Though most software companies have suffered in the grip of the economic downturn, missing estimates and slashing jobs, Manugistics has been sailing along so far. But shares fell $8.67, or 23 percent, to $27.70 despite meeting estimates on the top and bottom lines. Manugistics makes software that corporations use to manage raw materials, supply and inventory.
Manugistics' stock did exactly the same thing after a solid fourth quarter last year. But that time around, analysts were more upbeat on the company. This quarter, Manugistics' report earned the stock some downgrades.
The company met estimates, with adjusted net income for the quarter ended of $2.2 million, or 3 cents a share, compared with a loss of $800,000, or 1 cent a share, a year earlier. First Call had predicted earnings of 3 cents a share. Revenue of $89.8 million was also in line with predictions, analysts said.

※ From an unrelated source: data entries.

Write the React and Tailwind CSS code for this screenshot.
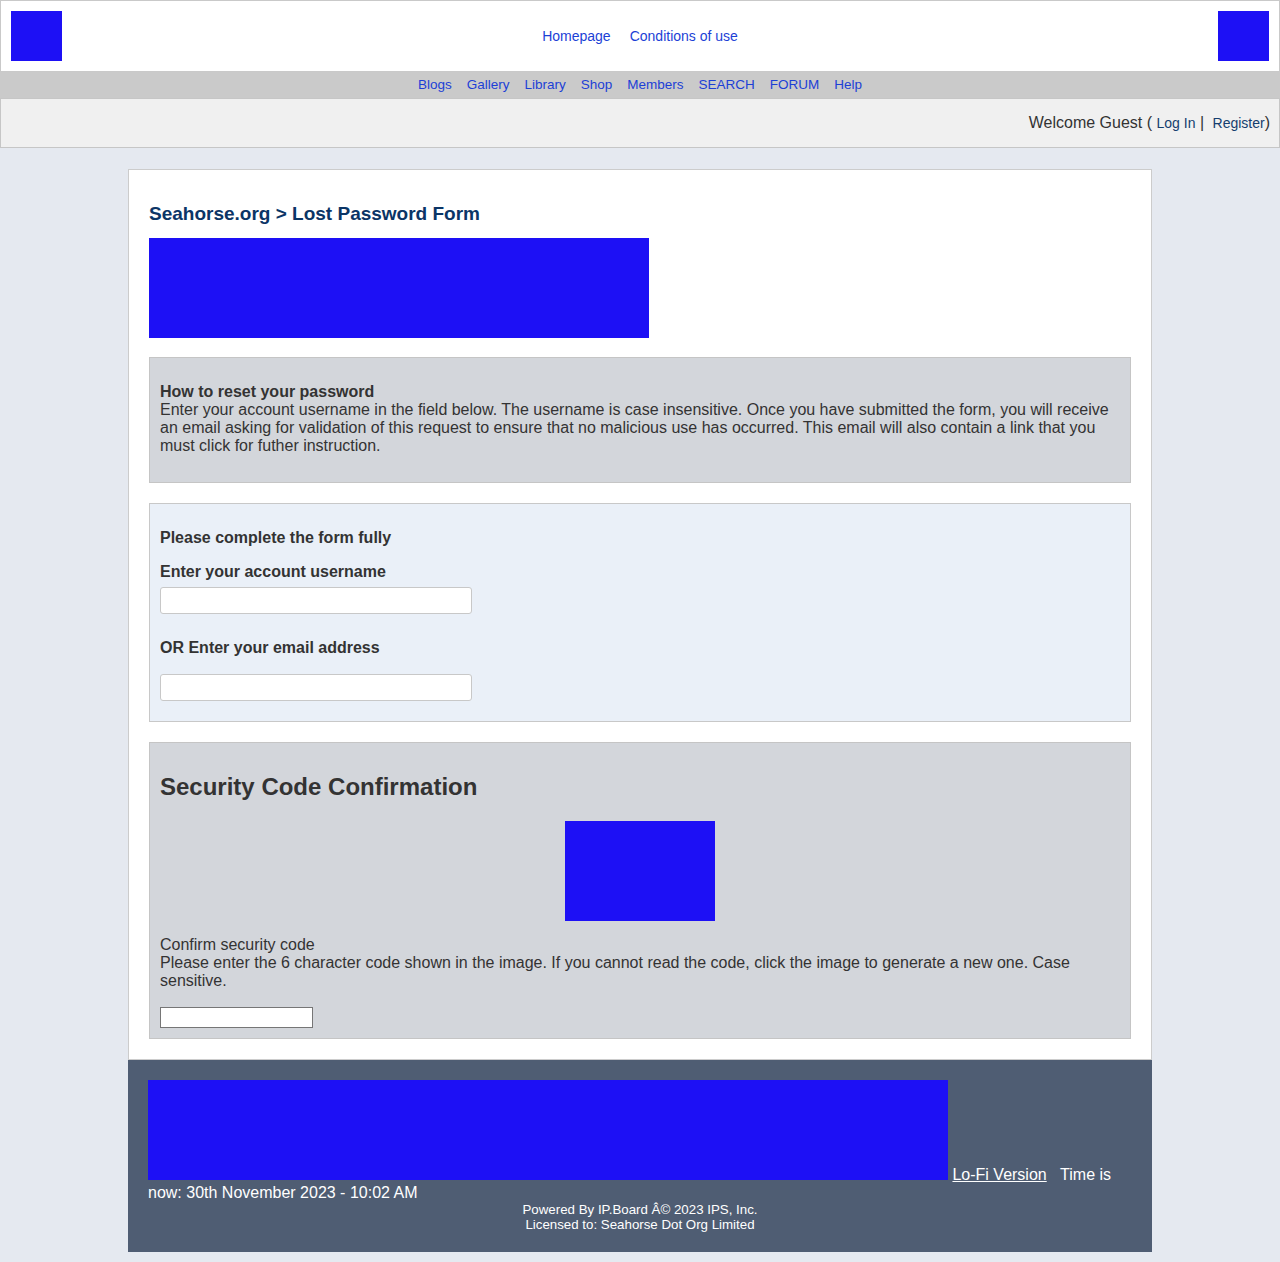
import React from "react";

const font = { fontFamily: '"Liberation Sans", Arial, Helvetica, sans-serif' };

function Logo({ className = "" }) {
  return <div className={"bg-[#1d10f5] " + className} />;
}

function TopHeader() {
  return (
    <div className="flex items-center justify-between border border-[#c9c9c9] bg-white p-[10px]">
      <Logo className="w-[51px] h-[50px]" />
      <div className="flex gap-[19px] text-[14px] text-[#1c3fd6]">
        <a href="#">Homepage</a>
        <a href="#">Conditions of use</a>
      </div>
      <Logo className="w-[51px] h-[50px]" />
    </div>
  );
}

function SubNav() {
  const links = ["Blogs", "Gallery", "Library", "Shop", "Members", "SEARCH", "FORUM", "Help"];
  return (
    <div className="flex h-[26px] items-center justify-center gap-[15px] bg-[#cacaca] pt-[1px] text-[13.5px] text-[#1c3fd6]">
      {links.map((l) => (
        <a key={l} href="#">
          {l}
        </a>
      ))}
    </div>
  );
}

function WelcomeBar() {
  return (
    <div className="flex h-[50px] items-center justify-end border border-[#c6c6c6] bg-[#f0f0f0] pr-[9px] text-[16px] text-[#333]">
      <span>
        Welcome Guest ({" "}
        <a href="#" className="text-[14px] text-[#153e6e]">
          Log In
        </a>{" "}
        |{" "}
        <a href="#" className="ml-[4px] text-[14px] text-[#153e6e]">
          Register
        </a>
        )
      </span>
    </div>
  );
}

function ResetInfo() {
  return (
    <div className="border border-[#c5c5c5] bg-[#d3d6db] px-[10px] pt-[25px] pb-[27px] text-[16px] leading-[18px] text-[#333]">
      <div className="font-bold">How to reset your password</div>
      <div>
        Enter your account username in the field below. The username is case insensitive. Once
        you have submitted the form, you will receive an email asking for validation of this
        request to ensure that no malicious use has occurred. This email will also contain a link
        that you must click for futher instruction.
      </div>
    </div>
  );
}

function RequestForm() {
  return (
    <div className="border border-[#c8c8c8] bg-[#eaf0f8] px-[10px] pt-[25px] pb-[20px] text-[16px] leading-[18px] text-[#333]">
      <div className="font-bold">Please complete the form fully</div>
      <div className="mt-[16px] font-bold">Enter your account username</div>
      <input
        type="text"
        className="mt-[6px] block h-[27px] w-[312px] rounded-[3px] border border-[#c8c8c8] bg-white"
      />
      <div className="mt-[25px] font-bold">OR Enter your email address</div>
      <input
        type="text"
        className="mt-[17px] block h-[27px] w-[312px] rounded-[3px] border border-[#c8c8c8] bg-white"
      />
    </div>
  );
}

function SecurityCode() {
  return (
    <div className="border border-[#c5c5c5] bg-[#d3d6db] px-[10px] pt-[31px] pb-[10px] text-[16px] leading-[18px] text-[#333]">
      <h3 className="text-[24px] font-bold leading-[26px]">Security Code Confirmation</h3>
      <div className="mt-[21px] flex justify-center">
        <div className="h-[100px] w-[150px] bg-[#1d10f5]" />
      </div>
      <div className="mt-[15px]">Confirm security code</div>
      <div>
        Please enter the 6 character code shown in the image. If you cannot read the code, click
        the image to generate a new one. Case sensitive.
      </div>
      <input
        type="text"
        className="mt-[17px] block h-[21px] w-[153px] border border-[#767676] bg-white"
      />
    </div>
  );
}

function Footer() {
  return (
    <div className="bg-[#4f5d73] px-[20px] pt-[20px] pb-[20px] text-white">
      <div className="text-[16px] leading-[18px]">
        <div className="inline-block h-[100px] w-[800px] bg-[#1d10f5] align-baseline" />{" "}
        <a href="#" className="underline">
          Lo-Fi Version
        </a>
        {"\u00a0\u00a0\u00a0"}Time is now: 30th November 2023 - 10:02 AM
      </div>
      <div className="text-center text-[13.3px] leading-[15px]">
        <div>Powered By IP.Board Â© 2023 IPS, Inc.</div>
        <div>Licensed to: Seahorse Dot Org Limited</div>
      </div>
    </div>
  );
}

export default function App() {
  return (
    <div style={font} className="min-h-[1262px] bg-[#e5e9f0] pb-[10px]">
      <TopHeader />
      <SubNav />
      <WelcomeBar />

      <div className="mx-auto mt-[21px] w-[1024px]">
        <div className="border border-[#cccccc] bg-white p-[20px]">
          <h2 className="py-[12px] text-[19px] font-bold leading-[24px] text-[#0b3566]">
            Seahorse.org &gt; Lost Password Form
          </h2>
          <div className="h-[100px] w-[500px] bg-[#1d10f5]" />

          <div className="mt-[19px] space-y-[20px]">
            <ResetInfo />
            <RequestForm />
            <SecurityCode />
          </div>
        </div>
        <Footer />
      </div>
    </div>
  );
}
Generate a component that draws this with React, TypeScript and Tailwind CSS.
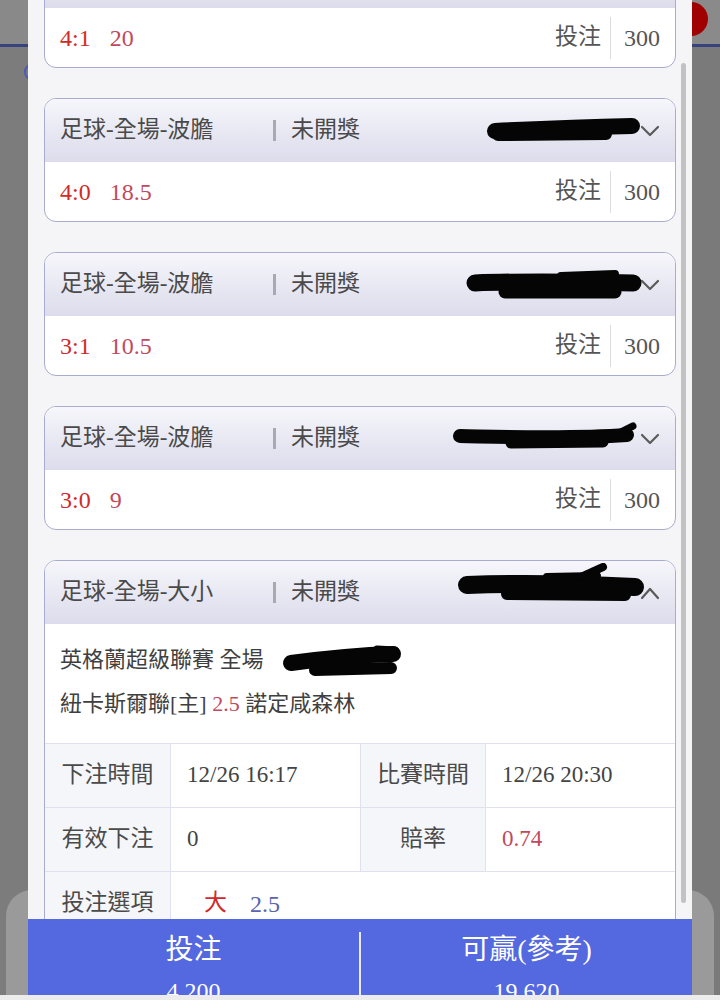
import React from "react";

const serif = "font-['Liberation_Serif','Noto_Sans_CJK_TC',serif]";

interface Stroke {
  d: string;
  w: number;
}

const Redact = ({ strokes, width, height, className }: { strokes: Stroke[]; width: number; height: number; className: string }) => (
  <svg width={width} height={height} viewBox={`0 0 ${width} ${height}`} className={className}>
    {strokes.map((s, i) => (
      <path key={i} d={s.d} stroke="#050505" strokeWidth={s.w} strokeLinecap="round" strokeLinejoin="round" fill="none" />
    ))}
  </svg>
);

const Chevron = ({ up }: { up?: boolean }) => (
  <svg width="20" height="14" viewBox="0 0 20 14" className="shrink-0">
    <polyline
      points={up ? "2,12 10,3 18,12" : "2,3 10,11 18,3"}
      fill="none"
      stroke="#5a5a5a"
      strokeWidth="2.2"
      strokeLinecap="round"
      strokeLinejoin="round"
    />
  </svg>
);

const CardHeader = ({ title, redact, up }: { title: string; redact?: React.ReactNode; up?: boolean }) => (
  <div className="relative flex h-[63px] items-center bg-gradient-to-b from-[#f6f6fb] to-[#dcdcec] pl-[15px] pr-[15px] text-[23px] text-[#4a4a4a]">
    <span className="w-[213px]">{title}</span>
    <span className="h-[21px] w-[3px] bg-[#a9a9b2]" />
    <span className="ml-[15px]">未開獎</span>
    <span className="ml-auto">
      <Chevron up={up} />
    </span>
    {redact}
  </div>
);

const BetCard = ({ title, score, odds, redact }: { title: string; score: string; odds: string; redact?: React.ReactNode }) => (
  <div className="overflow-hidden rounded-[12px] border border-[#a9acd0] bg-white">
    <CardHeader title={title} redact={redact} />
    <div className="flex h-[59px] items-center pl-[15px] pr-[15px]">
      <span className="text-[24px] text-[#d12a2a]">{score}</span>
      <span className="ml-[19px] text-[24px] text-[#c04a5c]">{odds}</span>
      <span className="ml-auto text-[23px] text-[#555]">投注</span>
      <span className="ml-[9px] h-[42px] w-[1px] bg-[#dcdcdc]" />
      <span className="ml-[13px] text-[24px] text-[#555]">300</span>
    </div>
  </div>
);

const Label = ({ children, first }: { children: React.ReactNode; first?: boolean }) => (
  <div
    className={
      first
        ? "flex w-[125px] items-center justify-center bg-[#f5f6fa] text-[23px] text-[#4a4a4a]"
        : "flex w-[125px] items-center justify-center border-l border-[#dfe1ee] bg-[#f5f6fa] text-[23px] text-[#4a4a4a]"
    }
  >
    {children}
  </div>
);

const Value = ({ children }: { children: React.ReactNode }) => (
  <div className="flex w-[190px] items-center border-l border-[#dfe1ee] pl-[16px] text-[23px] text-[#444]">{children}</div>
);

const DetailCard = () => (
  <div className="overflow-hidden rounded-[12px] border border-[#a9acd0] bg-white">
    <CardHeader
      title="足球-全場-大小"
      up
      redact={
        <Redact
          width={190}
          height={44}
          className="absolute left-[412px] top-[2px]"
          strokes={[
            { d: "M10 22 C60 20 120 21 178 24", w: 18 },
            { d: "M50 31 L168 32", w: 12 },
            { d: "M124 14 L146 4", w: 8 },
            { d: "M90 14 L140 13", w: 8 },
          ]}
        />
      }
    />
    <div className="relative pb-[17px] pl-[15px] pt-[14px] text-[22px] leading-[44px] text-[#3f3f3f]">
      <div className="h-[44px]">英格蘭超級聯賽 全場</div>
      <div className="h-[44px]">
        紐卡斯爾聯[主] <span className="text-[#c04a5c]">2.5</span> 諾定咸森林
      </div>
      <Redact
        width={124}
        height={42}
        className="absolute left-[236px] top-[15px]"
        strokes={[
          { d: "M10 24 C40 20 80 16 112 15", w: 16 },
          { d: "M34 31 L110 29", w: 12 },
          { d: "M96 11 L114 12", w: 9 },
        ]}
      />
    </div>
    <div className="flex h-[64px] border-t border-[#dfe1ee]">
      <Label first>下注時間</Label>
      <Value>12/26 16:17</Value>
      <Label>比賽時間</Label>
      <Value>12/26 20:30</Value>
    </div>
    <div className="flex h-[64px] border-t border-[#dfe1ee]">
      <Label first>有效下注</Label>
      <Value>0</Value>
      <Label>賠率</Label>
      <Value>
        <span className="text-[#c04a5c]">0.74</span>
      </Value>
    </div>
    <div className="flex h-[64px] border-t border-[#dfe1ee]">
      <Label first>投注選項</Label>
      <div className="flex flex-1 items-center border-l border-[#dfe1ee] pl-[33px] text-[23px]">
        <span className="text-[#d12a2a]">大</span>
        <span className="ml-[23px] text-[24px] text-[#5a64b0]">2.5</span>
      </div>
    </div>
  </div>
);

export default function App() {
  return (
    <div className={`h-[1000px] w-[720px] overflow-hidden bg-[#7e7e7e] ${serif}`}>
      <div className="flex h-[995px]">
        <div className="relative flex w-[28px] flex-col overflow-hidden">
          <div className="h-[44px] bg-[#898989]" />
          <div className="h-[3px] bg-[#38437e]" />
          <div className="flex-1 bg-[#7c7c7c]" />
          <svg width="16" height="24" viewBox="0 0 16 24" className="absolute left-[20px] top-[60px]">
            <circle cx="13" cy="12" r="8" fill="none" stroke="#4a5ab4" strokeWidth="2" />
          </svg>
          <div className="absolute bottom-0 left-[6px] h-[105px] w-[30px] rounded-tl-[26px] bg-[#9a9a9a]" />
        </div>

        <div className="relative z-10 flex w-[664px] flex-col bg-[#f5f5f7]">
          <div className="relative h-[919px] overflow-hidden">
            <div className="-mt-[56px] flex flex-col gap-[30px] px-[16px]">
              <BetCard title="足球-全場-波膽" score="4:1" odds="20" />
              <BetCard
                title="足球-全場-波膽"
                score="4:0"
                odds="18.5"
                redact={
                  <Redact
                    width={156}
                    height={32}
                    className="absolute left-[441px] top-[15px]"
                    strokes={[
                      { d: "M9 17 C50 15 100 13 146 12", w: 16 },
                      { d: "M12 21 L120 20", w: 12 },
                    ]}
                  />
                }
              />
              <BetCard
                title="足球-全場-波膽"
                score="3:1"
                odds="10.5"
                redact={
                  <Redact
                    width={180}
                    height={40}
                    className="absolute left-[420px] top-[12px]"
                    strokes={[
                      { d: "M10 18 C60 16 120 17 168 18", w: 17 },
                      { d: "M40 27 L150 27", w: 13 },
                      { d: "M96 11 L150 9", w: 8 },
                    ]}
                  />
                }
              />
              <BetCard
                title="足球-全場-波膽"
                score="3:0"
                odds="9"
                redact={
                  <Redact
                    width={190}
                    height={36}
                    className="absolute left-[406px] top-[13px]"
                    strokes={[
                      { d: "M9 16 C60 17 120 19 176 15", w: 14 },
                      { d: "M60 23 L152 22", w: 11 },
                      { d: "M164 15 L182 6", w: 7 },
                    ]}
                  />
                }
              />
              <DetailCard />
            </div>
            <div className="absolute left-[653px] top-[63px] h-[840px] w-[5px] rounded-full bg-[#c2c2c2]" />
          </div>

          <div className="flex h-[76px] bg-[#5468e0] text-white">
            <div className="flex flex-1 flex-col items-center overflow-hidden pt-[14px]">
              <span className="text-[28px] leading-[34px]">投注</span>
              <span className="mt-[10px] text-[24px] leading-[28px]">4,200</span>
            </div>
            <div className="mt-[13px] w-[2px] bg-[#e8ebff]" />
            <div className="flex flex-1 flex-col items-center overflow-hidden pt-[14px]">
              <span className="text-[28px] leading-[34px]">可贏(參考)</span>
              <span className="mt-[10px] text-[24px] leading-[28px]">19,620</span>
            </div>
          </div>
        </div>

        <div className="relative flex w-[28px] flex-col">
          <div className="h-[44px] bg-[#8a8a8a]" />
          <div className="h-[3px] bg-[#38437e]" />
          <div className="flex-1 bg-[#7a7a7a]" />
          <div className="absolute left-[-18px] top-[2px] h-[34px] w-[34px] rounded-full bg-[#a00000]" />
          <div className="absolute bottom-0 right-[6px] h-[105px] w-[30px] overflow-hidden rounded-tr-[26px] bg-[#9a9a9a]" />
        </div>
      </div>
      <div className="h-[5px] bg-[#ececec]" />
    </div>
  );
}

But "it was the all-important license revenue line that came in somewhat below our estimate and the Street consensus," wrote Deutsche Banc Alex Brown analyst Christopher Mortenson, who lowered his rating to "buy" from "strong buy."
License revenue grew 74 percent year over year, to $45.1 million, but it came in short of analysts' consensus expectations of $46.8 million. Mortensen said the shortfall was due to the lengthening of sales cycles as customers pushed back purchases because of the jittery economy.
Merrill Lynch analyst Craig Wood lowered his rating to "neutral" from "buy," citing only concerns about the economic environment, rather than any internal problems.
"Sales cycles are lengthening. But an increase in volume...may offset the more difficult process of consumating deals," wrote Woods, who maintained his long-term "buy" rating.
Goldman Sachs analyst Thomas Berquist sounded a similar note; the analyst cut estimates for fiscal 2002 and 2003 based on lower license revenue, but predicted any economic improvement in the first half of calendar 2002 could provide an upside to his estimates.
One analyst also cautioned investors to watch out for "quality-of-earnings concerns." According to Mortenson, this quarter contains two "yellow flags" to investors: Manugistics acquired a business unit from PartMiner while also booking revenue from a software sale to the parent, and made an equity investment in Converge, a high-tech trade exchange, which also bought software from Manugistics during the quarter.
The transactions "raise questions about their 'arms length' nature," said Mortenson. "We are not questioning Manugistics' accounting for these transactions, but note that these kinds of two way transactions have, in other situations, raised quality-of-earnings concerns."